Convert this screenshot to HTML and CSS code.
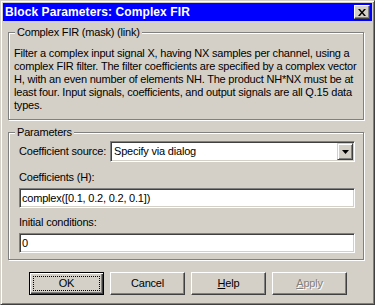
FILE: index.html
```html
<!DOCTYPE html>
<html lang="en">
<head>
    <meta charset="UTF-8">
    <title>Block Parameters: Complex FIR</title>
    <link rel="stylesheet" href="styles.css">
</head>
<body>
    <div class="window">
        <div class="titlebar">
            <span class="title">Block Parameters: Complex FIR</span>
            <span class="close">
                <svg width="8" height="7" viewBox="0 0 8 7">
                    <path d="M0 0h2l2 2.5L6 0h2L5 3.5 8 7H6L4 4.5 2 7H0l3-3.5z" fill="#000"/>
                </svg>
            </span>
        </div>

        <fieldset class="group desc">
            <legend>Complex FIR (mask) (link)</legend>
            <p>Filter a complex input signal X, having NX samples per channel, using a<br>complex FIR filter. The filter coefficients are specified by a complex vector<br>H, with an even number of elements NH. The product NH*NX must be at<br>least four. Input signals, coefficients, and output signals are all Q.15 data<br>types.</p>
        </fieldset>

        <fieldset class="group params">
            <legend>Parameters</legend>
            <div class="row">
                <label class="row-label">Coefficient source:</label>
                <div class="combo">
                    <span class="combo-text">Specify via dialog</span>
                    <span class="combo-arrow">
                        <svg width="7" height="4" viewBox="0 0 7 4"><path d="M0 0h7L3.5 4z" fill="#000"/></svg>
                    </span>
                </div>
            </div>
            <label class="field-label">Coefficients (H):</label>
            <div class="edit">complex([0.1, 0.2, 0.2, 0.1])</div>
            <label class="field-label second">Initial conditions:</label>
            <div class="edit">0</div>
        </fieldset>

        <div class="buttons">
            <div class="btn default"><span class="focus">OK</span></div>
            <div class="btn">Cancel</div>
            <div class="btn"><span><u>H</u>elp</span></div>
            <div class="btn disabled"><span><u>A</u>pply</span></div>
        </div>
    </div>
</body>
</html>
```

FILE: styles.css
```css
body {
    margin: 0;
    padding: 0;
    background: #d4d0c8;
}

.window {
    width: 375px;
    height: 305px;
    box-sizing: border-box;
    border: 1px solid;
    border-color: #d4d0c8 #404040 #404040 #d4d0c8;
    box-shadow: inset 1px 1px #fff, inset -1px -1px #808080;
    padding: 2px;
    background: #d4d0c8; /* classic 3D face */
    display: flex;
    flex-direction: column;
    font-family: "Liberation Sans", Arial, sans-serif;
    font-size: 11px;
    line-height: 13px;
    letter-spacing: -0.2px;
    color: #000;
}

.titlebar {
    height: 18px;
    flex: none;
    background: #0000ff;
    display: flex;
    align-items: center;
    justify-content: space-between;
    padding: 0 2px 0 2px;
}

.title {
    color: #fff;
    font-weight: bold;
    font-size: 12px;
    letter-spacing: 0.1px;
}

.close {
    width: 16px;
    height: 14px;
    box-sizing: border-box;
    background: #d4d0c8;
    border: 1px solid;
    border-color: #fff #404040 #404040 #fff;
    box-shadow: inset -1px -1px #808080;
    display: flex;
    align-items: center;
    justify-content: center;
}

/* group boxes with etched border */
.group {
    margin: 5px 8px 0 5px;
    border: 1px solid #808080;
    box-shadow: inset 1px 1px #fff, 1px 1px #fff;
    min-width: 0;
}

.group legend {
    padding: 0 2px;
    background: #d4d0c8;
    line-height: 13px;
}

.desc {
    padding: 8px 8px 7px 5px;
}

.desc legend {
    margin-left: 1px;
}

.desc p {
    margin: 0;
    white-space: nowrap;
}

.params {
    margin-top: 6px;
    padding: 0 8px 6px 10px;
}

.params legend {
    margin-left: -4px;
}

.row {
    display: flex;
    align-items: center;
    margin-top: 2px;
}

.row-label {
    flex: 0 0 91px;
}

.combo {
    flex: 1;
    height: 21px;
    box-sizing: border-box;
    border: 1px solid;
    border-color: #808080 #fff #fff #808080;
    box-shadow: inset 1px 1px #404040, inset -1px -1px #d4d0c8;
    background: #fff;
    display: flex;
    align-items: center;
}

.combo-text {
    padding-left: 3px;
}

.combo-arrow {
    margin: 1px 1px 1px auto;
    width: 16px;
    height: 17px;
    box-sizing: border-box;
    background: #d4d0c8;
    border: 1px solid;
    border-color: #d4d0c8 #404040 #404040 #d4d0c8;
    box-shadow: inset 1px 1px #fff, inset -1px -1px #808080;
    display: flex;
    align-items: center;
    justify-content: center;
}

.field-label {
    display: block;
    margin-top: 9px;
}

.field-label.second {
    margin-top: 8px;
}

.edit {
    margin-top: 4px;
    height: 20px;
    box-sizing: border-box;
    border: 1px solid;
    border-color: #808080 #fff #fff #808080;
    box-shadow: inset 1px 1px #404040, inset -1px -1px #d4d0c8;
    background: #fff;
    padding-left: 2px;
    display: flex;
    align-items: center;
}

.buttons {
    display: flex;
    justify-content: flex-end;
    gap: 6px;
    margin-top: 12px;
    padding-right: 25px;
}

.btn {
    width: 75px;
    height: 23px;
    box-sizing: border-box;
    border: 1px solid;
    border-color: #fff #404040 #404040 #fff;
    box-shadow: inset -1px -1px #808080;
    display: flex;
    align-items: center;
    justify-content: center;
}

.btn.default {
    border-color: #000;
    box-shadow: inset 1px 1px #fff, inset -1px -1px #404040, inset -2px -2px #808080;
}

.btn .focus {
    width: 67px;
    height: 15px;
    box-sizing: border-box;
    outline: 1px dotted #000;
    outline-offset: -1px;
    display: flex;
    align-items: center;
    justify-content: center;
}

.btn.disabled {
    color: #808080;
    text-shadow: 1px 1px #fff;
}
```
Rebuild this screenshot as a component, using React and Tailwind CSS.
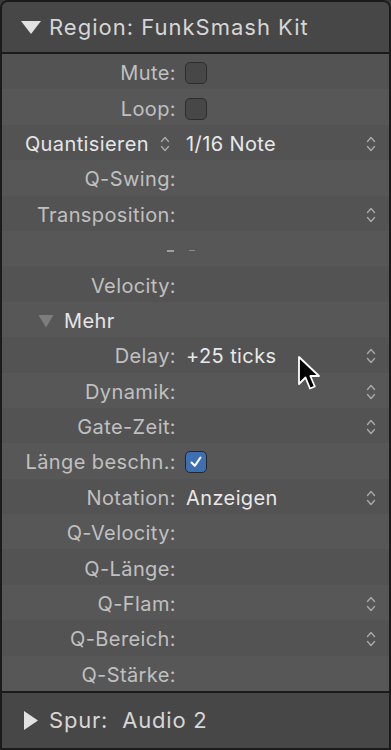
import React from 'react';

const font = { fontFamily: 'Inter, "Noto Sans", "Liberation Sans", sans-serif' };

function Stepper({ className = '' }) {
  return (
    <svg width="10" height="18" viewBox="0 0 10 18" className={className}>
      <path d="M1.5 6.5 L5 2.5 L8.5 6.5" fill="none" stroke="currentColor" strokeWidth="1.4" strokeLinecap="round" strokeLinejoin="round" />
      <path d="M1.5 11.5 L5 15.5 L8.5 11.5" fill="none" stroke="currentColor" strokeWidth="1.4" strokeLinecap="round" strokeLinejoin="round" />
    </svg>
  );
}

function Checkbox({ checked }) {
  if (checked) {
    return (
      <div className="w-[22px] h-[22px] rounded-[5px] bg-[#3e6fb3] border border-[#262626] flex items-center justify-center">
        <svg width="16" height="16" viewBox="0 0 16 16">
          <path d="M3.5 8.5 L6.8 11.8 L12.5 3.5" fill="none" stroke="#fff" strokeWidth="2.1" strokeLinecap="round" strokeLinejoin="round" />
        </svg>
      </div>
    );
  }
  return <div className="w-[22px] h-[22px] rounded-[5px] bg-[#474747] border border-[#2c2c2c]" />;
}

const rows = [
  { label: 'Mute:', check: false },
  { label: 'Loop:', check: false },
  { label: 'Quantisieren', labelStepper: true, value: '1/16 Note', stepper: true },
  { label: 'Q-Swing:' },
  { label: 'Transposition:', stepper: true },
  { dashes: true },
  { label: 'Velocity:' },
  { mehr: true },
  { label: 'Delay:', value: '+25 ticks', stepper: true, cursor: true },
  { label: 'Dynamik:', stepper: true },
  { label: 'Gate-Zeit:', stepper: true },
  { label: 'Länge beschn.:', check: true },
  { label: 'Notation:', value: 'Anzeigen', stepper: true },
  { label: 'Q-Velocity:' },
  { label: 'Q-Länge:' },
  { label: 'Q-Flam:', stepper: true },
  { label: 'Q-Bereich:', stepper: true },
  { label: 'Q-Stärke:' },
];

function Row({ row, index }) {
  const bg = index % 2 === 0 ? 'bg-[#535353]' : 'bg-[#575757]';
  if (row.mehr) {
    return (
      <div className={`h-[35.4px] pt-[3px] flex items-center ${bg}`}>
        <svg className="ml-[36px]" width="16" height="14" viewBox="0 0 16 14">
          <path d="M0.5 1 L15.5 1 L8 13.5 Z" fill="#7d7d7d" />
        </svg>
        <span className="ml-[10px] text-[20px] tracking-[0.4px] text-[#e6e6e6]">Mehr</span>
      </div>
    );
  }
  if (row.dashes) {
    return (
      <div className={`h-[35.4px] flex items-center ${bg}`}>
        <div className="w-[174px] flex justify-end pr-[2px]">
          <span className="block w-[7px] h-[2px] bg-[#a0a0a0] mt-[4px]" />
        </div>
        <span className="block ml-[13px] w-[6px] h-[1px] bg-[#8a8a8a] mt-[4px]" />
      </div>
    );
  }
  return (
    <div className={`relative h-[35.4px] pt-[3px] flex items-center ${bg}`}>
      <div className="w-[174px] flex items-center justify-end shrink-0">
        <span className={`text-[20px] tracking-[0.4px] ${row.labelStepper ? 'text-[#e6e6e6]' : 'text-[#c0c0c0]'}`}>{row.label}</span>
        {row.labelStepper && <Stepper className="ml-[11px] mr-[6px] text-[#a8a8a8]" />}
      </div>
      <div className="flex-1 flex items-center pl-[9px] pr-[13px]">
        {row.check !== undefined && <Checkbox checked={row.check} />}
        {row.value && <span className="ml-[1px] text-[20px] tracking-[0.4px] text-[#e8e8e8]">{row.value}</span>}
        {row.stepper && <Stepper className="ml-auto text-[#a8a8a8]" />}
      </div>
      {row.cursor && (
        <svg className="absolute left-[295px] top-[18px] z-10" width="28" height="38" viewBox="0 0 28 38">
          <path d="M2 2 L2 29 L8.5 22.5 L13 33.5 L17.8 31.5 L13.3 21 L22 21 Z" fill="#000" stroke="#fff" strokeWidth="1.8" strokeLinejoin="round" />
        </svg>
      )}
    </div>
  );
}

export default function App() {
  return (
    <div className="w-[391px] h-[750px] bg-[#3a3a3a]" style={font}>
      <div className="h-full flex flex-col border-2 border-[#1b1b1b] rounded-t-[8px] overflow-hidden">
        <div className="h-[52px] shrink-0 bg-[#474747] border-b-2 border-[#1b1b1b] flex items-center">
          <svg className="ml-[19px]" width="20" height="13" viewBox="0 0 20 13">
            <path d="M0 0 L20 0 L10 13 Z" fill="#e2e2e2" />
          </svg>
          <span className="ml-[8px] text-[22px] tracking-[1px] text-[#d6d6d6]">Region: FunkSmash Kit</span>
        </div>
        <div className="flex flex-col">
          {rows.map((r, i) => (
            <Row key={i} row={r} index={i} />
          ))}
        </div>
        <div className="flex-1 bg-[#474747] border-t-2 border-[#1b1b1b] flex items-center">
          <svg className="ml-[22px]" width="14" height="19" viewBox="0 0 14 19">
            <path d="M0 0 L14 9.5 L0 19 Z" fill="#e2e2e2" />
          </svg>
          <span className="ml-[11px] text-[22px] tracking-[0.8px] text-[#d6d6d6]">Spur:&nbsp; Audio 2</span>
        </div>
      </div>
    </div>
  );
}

##############################

- **AIM**
Locate the word "using" in the records and collect each line it appears in.

- **FINISHED ANSWER**
            <p>Filter a complex input signal X, having NX samples per channel, using a<br>complex FIR filter. The filter coefficients are specified by a complex vector<br>H, with an even number of elements NH. The product NH*NX must be at<br>least four. Input signals, coefficients, and output signals are all Q.15 data<br>types.</p>
Rebuild this screenshot as a component, using React and Tailwind CSS.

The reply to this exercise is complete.